The Phaidon Folio

Everyone's Problem: Adrian Piper Tackles the Complexities of Race Relations Head-On

Everyone's Problem: Adrian Piper Tackles the Complexities of Race Relations Head-On
Adrian Piper receiving her Golden Lion from the 2015 Venice Biennale

The artist and philosopher Adrian Piper’s direct and subtly intellectual approach to unpacking the tangled issues of race, gender, identity, and belonging has inspired a generation of socially-conscious artists across all media, although her impact is just now being fully recognized: she was the recipient of the Golden Lion for best artist at this year’s Venice Biennale, and MoMA has recently announced plans for, in the words of Robin Pogrebin in the New York Times, “the most comprehensive exhibition to date on the conceptual artist,” set to open in 2018. In this excerpt from Phaidon’sDefining Contemporary Art, the curator Connie Butler responds to one of Piper’s most important video and installation works, Cornered from 1988.

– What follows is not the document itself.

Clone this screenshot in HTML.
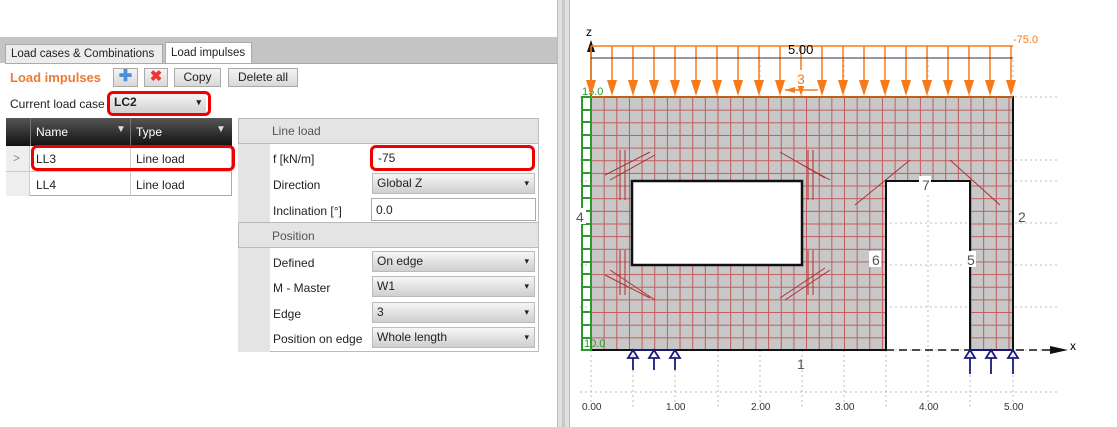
<!DOCTYPE html>
<html><head><meta charset="utf-8"><style>
*{box-sizing:border-box;margin:0;padding:0}
body{width:1117px;height:427px;overflow:hidden;background:#fff;font-family:"Liberation Sans",sans-serif;font-size:12px;color:#222;position:relative}
.a{position:absolute;white-space:nowrap}
.btn{position:absolute;height:19px;border:1px solid #aaa;background:linear-gradient(#f4f4f4,#d8d8d8);font-size:12px;text-align:center;line-height:17px}
.dd{position:absolute;height:21px;border:1px solid #bbb;background:linear-gradient(#f6f6f6,#cfcfcf);padding-left:4px;line-height:19px;font-size:12px}
.dd:after{content:"▾";position:absolute;right:5px;top:0;font-size:9px}
.red{position:absolute;border:3px solid #e00;border-radius:6px}
.lbl{position:absolute;left:273px;font-size:12px}
</style></head><body>
<div class="a" style="left:0;top:37px;width:557px;height:26px;background:#c4c4c4"></div>
<div class="a" style="left:5px;top:44px;width:158px;height:20px;background:#ececec;border:1px solid #aaa;padding:3px 5px;font-size:11.5px;overflow:hidden">Load cases &amp; Combinations</div>
<div class="a" style="left:165px;top:42px;width:87px;height:22px;background:#fff;border:1px solid #aaa;border-bottom:none;padding:4px 5px;font-size:11.5px;overflow:hidden">Load impulses</div>
<div class="a" style="left:5px;top:63px;width:552px;height:1px;background:#aaa"></div>
<div class="a" style="left:10px;top:70px;color:#f07a30;font-weight:bold;font-size:13px">Load impulses</div>
<div class="btn" style="left:113px;top:68px;width:25px;color:#4a90d9;font-weight:bold;font-size:16px;line-height:16px">✚</div>
<div class="btn" style="left:144px;top:68px;width:24px;color:#e33;font-weight:bold;font-size:15px;line-height:16px">✖</div>
<div class="btn" style="left:174px;top:68px;width:47px">Copy</div>
<div class="btn" style="left:228px;top:68px;width:70px">Delete all</div>
<div class="a" style="left:10px;top:97px">Current load case</div>
<div class="dd" style="left:110px;top:93px;width:96px;font-weight:bold;border:none;background:linear-gradient(#f6f6f6,#cfcfcf)">LC2</div>
<div class="red" style="left:107px;top:91px;width:104px;height:25px"></div>
<div class="a" style="left:6px;top:118px;width:226px;height:28px;background:linear-gradient(#555,#111)"></div>
<div class="a" style="left:30px;top:118px;width:1px;height:28px;background:#777"></div>
<div class="a" style="left:130px;top:118px;width:1px;height:28px;background:#777"></div>
<div class="a" style="left:36px;top:125px;color:#fff">Name</div>
<div class="a" style="left:116px;top:124px;color:#ddd;font-size:10px">▼</div>
<div class="a" style="left:136px;top:125px;color:#fff">Type</div>
<div class="a" style="left:216px;top:124px;color:#ddd;font-size:10px">▼</div>
<div class="a" style="left:6px;top:146px;width:226px;height:50px;border:1px solid #aaa;border-top:none"></div>
<div class="a" style="left:6px;top:146px;width:24px;height:50px;background:#eee;border-right:1px solid #ccc"></div>
<div class="a" style="left:6px;top:171px;width:226px;height:1px;background:#ccc"></div>
<div class="a" style="left:130px;top:146px;width:1px;height:50px;background:#ccc"></div>
<div class="a" style="left:13px;top:151px;color:#888">&gt;</div>
<div class="a" style="left:36px;top:152px">LL3</div><div class="a" style="left:136px;top:152px">Line load</div>
<div class="a" style="left:36px;top:178px">LL4</div><div class="a" style="left:136px;top:178px">Line load</div>
<div class="red" style="left:31px;top:145px;width:204px;height:26px"></div>
<div class="a" style="left:238px;top:118px;width:301px;height:234px;border:1px solid #bbb;background:#fff"></div>
<div class="a" style="left:238px;top:118px;width:32px;height:234px;background:#e4e4e4"></div>
<div class="a" style="left:238px;top:118px;width:301px;height:26px;background:#e4e4e4;border:1px solid #bbb"></div>
<div class="a" style="left:272px;top:124px;color:#555">Line load</div>
<div class="a" style="left:238px;top:222px;width:301px;height:26px;background:#e4e4e4;border:1px solid #bbb"></div>
<div class="a" style="left:272px;top:229px;color:#555">Position</div>
<div class="lbl" style="top:152px">f [kN/m]</div>
<div class="a" style="left:370px;top:145px;width:165px;height:26px;border:3px solid #e00;border-radius:6px;padding:3px 5px">-75</div>
<div class="lbl" style="top:178px">Direction</div>
<div class="dd" style="left:372px;top:173px;width:163px">Global Z</div>
<div class="lbl" style="top:204px">Inclination [°]</div>
<div class="a" style="left:371px;top:198px;width:165px;height:23px;border:1px solid #aaa;padding:4px 4px">0.0</div>
<div class="lbl" style="top:256px">Defined</div>
<div class="dd" style="left:372px;top:251px;width:163px">On edge</div>
<div class="lbl" style="top:281px">M - Master</div>
<div class="dd" style="left:372px;top:276px;width:163px">W1</div>
<div class="lbl" style="top:307px">Edge</div>
<div class="dd" style="left:372px;top:302px;width:163px">3</div>
<div class="lbl" style="top:332px">Position on edge</div>
<div class="dd" style="left:372px;top:327px;width:163px">Whole length</div>
<div class="a" style="left:557px;top:0;width:13px;height:427px;background:#e0e0e0;border-left:1px solid #bbb;border-right:1px solid #bbb"></div>
<div class="a" style="left:562px;top:0;width:3px;height:427px;background:#c8c8c8"></div>
<svg class="a" style="left:0;top:0" width="1117" height="427" viewBox="0 0 1117 427">
<defs>
<pattern id="g" x="591" y="97" width="12.65" height="12.65" patternUnits="userSpaceOnUse">
<path d="M0.5 0V12.65M0 0.5H12.65" stroke="#c04848" stroke-width="1"/></pattern>
</defs>
<g stroke="#bbb" stroke-dasharray="2 3" stroke-width="1">
<path d="M580 97H1060M580 181H1060M580 265H1060M580 350H1060M580 160H1060M580 223H1060M580 307H1060M580 392H1060"/>
<path d="M591 60V410M675 60V410M760 60V410M844 60V410M928 60V410M1013 60V410M633 90V410M718 90V410M802 90V410M886 90V410M970 90V410"/>
</g>
<path d="M591 97H1013V350H970V181H886V350H591Z M632 181H802V265H632Z" fill="#c8c8c8" fill-rule="evenodd"/>
<path d="M591 97H1013V350H970V181H886V350H591Z M632 181H802V265H632Z" fill="url(#g)" fill-rule="evenodd" opacity=".85"/>
<g stroke="#b03030" stroke-width="1" fill="none">
<path d="M605 175L650 152M610 180L655 155M605 275L650 298M610 270L655 300M785 155L830 180M780 152L825 178M785 300L830 270M780 298L825 268M855 205L910 160M1000 205L950 160M620 150V200M625 150V200M808 150V200M813 150V200M620 250V295M625 250V295M808 250V295M813 250V295"/>
</g>
<path d="M591 97H1013V350H970V181H886V350H591Z" fill="none" stroke="#111" stroke-width="2"/>
<rect x="632" y="181" width="170" height="84" fill="#fff" stroke="#111" stroke-width="2.5"/>
<path d="M886 350H1060" stroke="#111" stroke-dasharray="8 5" stroke-width="1.5"/>
<path d="M1050 346L1068 350L1050 354Z" fill="#111"/>
<text x="1070" y="350" font-size="12" font-family="Liberation Sans">x</text>
<text x="586" y="36" font-size="12" font-family="Liberation Sans">z</text>
<path d="M591 42V97" stroke="#222" stroke-width="1.5"/>
<path d="M587 52L591 40L595 52Z" fill="#111"/>
<g stroke="#2a9a2a" stroke-width="2" fill="none">
<rect x="582" y="97" width="9" height="253"/>
<path d="M582 110H591M582 122H591M582 135H591M582 148H591M582 160H591M582 173H591M582 186H591M582 198H591M582 211H591M582 224H591M582 236H591M582 249H591M582 262H591M582 274H591M582 287H591M582 300H591M582 312H591M582 325H591M582 338H591"/>
</g>
<text x="582" y="95" fill="#2a9a2a" font-size="11" font-family="Liberation Sans">15.0</text>
<text x="584" y="347" fill="#2a9a2a" font-size="11" font-family="Liberation Sans">10.0</text>
<g stroke="#f77a1a" stroke-width="1.5" fill="none">
<path d="M591 46H1013M591 97H1013"/>
<path d="M591 46V83M612 46V83M633 46V83M654 46V83M675 46V83M696 46V83M717 46V83M738 46V83M759 46V83M780 46V83M801 46V83M822 46V83M843 46V83M864 46V83M885 46V83M906 46V83M927 46V83M948 46V83M969 46V83M990 46V83M1011 46V83"/>
</g>
<g fill="#f77a1a">
<path d="M586 80h10l-5 16z M607 80h10l-5 16z M628 80h10l-5 16z M649 80h10l-5 16z M670 80h10l-5 16z M691 80h10l-5 16z M712 80h10l-5 16z M733 80h10l-5 16z M754 80h10l-5 16z M775 80h10l-5 16z M796 80h10l-5 16z M817 80h10l-5 16z M838 80h10l-5 16z M859 80h10l-5 16z M880 80h10l-5 16z M901 80h10l-5 16z M922 80h10l-5 16z M943 80h10l-5 16z M964 80h10l-5 16z M985 80h10l-5 16z M1006 80h10l-5 16z"/>
</g>
<path d="M591 58H1013" stroke="#333" stroke-width="1"/>
<text x="788" y="54" font-size="13" font-family="Liberation Sans">5.00</text>
<rect x="794" y="70" width="14" height="16" fill="#fff"/>
<text x="797" y="84" fill="#f77a1a" font-size="14" font-family="Liberation Sans">3</text>
<path d="M785 90H818" stroke="#f77a1a" stroke-width="1.5"/><path d="M785 90l10-3v6z" fill="#f77a1a"/>
<text x="1013" y="43" fill="#f77a1a" font-size="11" font-family="Liberation Sans">-75.0</text>
<g stroke="#1a1a7a" stroke-width="1.8" fill="none">
<path d="M633 350H675"/><path d="M970 350H1013"/>
<path d="M633 350l-5 8h10z M654 350l-5 8h10z M675 350l-5 8h10z M970 350l-5 8h10z M991 350l-5 8h10z M1013 350l-5 8h10z"/>
<path d="M633 358V370M654 358V370M675 358V370M970 358V374M991 358V374M1013 358V374"/>
</g>
<g fill="#fff"><rect x="574" y="208" width="12" height="16"/><rect x="869" y="251" width="12" height="16"/><rect x="964" y="251" width="12" height="16"/><rect x="919" y="176" width="12" height="16"/></g>
<g font-family="Liberation Sans" fill="#555" font-size="14">
<text x="797" y="369">1</text><text x="1018" y="222">2</text><text x="576" y="222">4</text>
<text x="872" y="265">6</text><text x="967" y="265">5</text><text x="922" y="190">7</text>
</g>
<g font-family="Liberation Sans" font-size="10" fill="#333">
<text x="582" y="410">0.00</text><text x="666" y="410">1.00</text><text x="751" y="410">2.00</text><text x="835" y="410">3.00</text><text x="919" y="410">4.00</text><text x="1004" y="410">5.00</text>
</g>
</svg>
</body></html>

Adrian Piper’s conceptual explorations of race and difference have made her a critical influence on subsequent generations of artists exploring race and the construction of identity. By 1988—after two decades in which she moved from a relatively traditional conceptual art practice to using her own body in her work, and to locating her subject matter in the fluidity of identity—she had begun to explore her own struggles with racial identity: namely, people’s assumptions about her race and their corresponding behavior towards her.

The pivotal video installation Cornered addresses this in the straightforward, analytical fashion common to all of Piper’s work. Viewers encounter the artist herself, a light-skinned black woman, looking out at them from a monitor placed in the corner of a room. On either side of it hang her father’s two birth certificates—one that identifies him as white, the other as black. A large table upended in front of the monitor distances us from all this, keeping Piper at a remove in space. Despite this, the artist faces us calmly and begins matter-of-factly. “I’m black. Now, let’s deal with this social fact, and the fact of my stating it, together. Maybe you don’t see why we have to deal with it together. Maybe you think this is just my problem, and that I should deal with it by myself. But it’s not just my problem. It’s our problem.”

The power of this video is, of course, the way it draws the viewer’s attention to his or her own biases and brings to the surface all the anxieties surrounding them. What has seldom been addressed is the importance of the architectural framework in Piper’s temporal media-based works. In some of her most affecting and historically important works, and particularly in Cornered, the architecture of the gallery is configured or highlighted in a way that represents an architecture of power. Her broader critique of social and culturally entrenched institutions is underlined by this subtle yet very conscious orchestration of space.

Piper’s direct address to the audience performs another kind of reversal. Seated in a classroom-style configuration, the audience is held captive by her challenge to their own complicit behavior. Dressed in demure pearls and a plain blue top, hair carefully pulled back and body inhabiting a teacherly guise, in a quiet, measured voice and occupying what Robert Storr has called “the all-but-untenable middle ground between Black and White,” Piper constructs a kind of updated teach-in. The table—an average domestic piece of furniture that could be a dining table or a teacher’s desk—partitions off the realm of the video from access; the discussion about race is always mediated.

Piper’s media works are carefully choreographed so that the viewer is held somewhat captive to her very poised interrogation of the imagery and language of oppression. In What It’s Like, What It Is #3 (1991)—the culmination of a group of works, including Art for the Art World Surface Pattern (1976) and Aspects of the Liberal Dilemma (1978), in which the viewer is confronted by an image in a controlled architectural situation and is compelled to address its analysis—a black man, an actor, stares out at the viewer from a tall, white, four-sided kiosk situated in the middle of a stark, white, cube-shaped amphitheater. He recites a litany of insults, negative characterizations of black people and black men in particular: “I’m not pushy, I’m not sneaky, I’m not lazy, I’m not noisy, I’m not vulgar, I’m not rowdy, I’m not horny, I’m not scary, I’m not shiftless, I’m not crazy …” and so on.

Here and elsewhere, Piper uses direct address to confront the way language and images configure our conversation about race— a dilemma deployed as a strategy. In a work like Cornered she uses the television and the gallery as a metaphor for conversation. Her lecture finishes with a question for the viewer: “So how do you propose we solve it? What are you going to do?” In her own practice she has found a way to move forwards, writing that abstract ideas about identity “are the barriers my art practice reflects, because they are the ones that keep me grounded. […] I am no longer drunk on abstract theory, because the sobering facts press in on my daily life too insistently. […] So partly by my own choice, partly by accidents of my birth and position in society, I am cornered, hemmed in, somewhere in the basement of the building, preparing to crash my way out. My art practice is a reflecting mirror of light and darkness, a high sunny window that holds out to me the promise of release into the night.”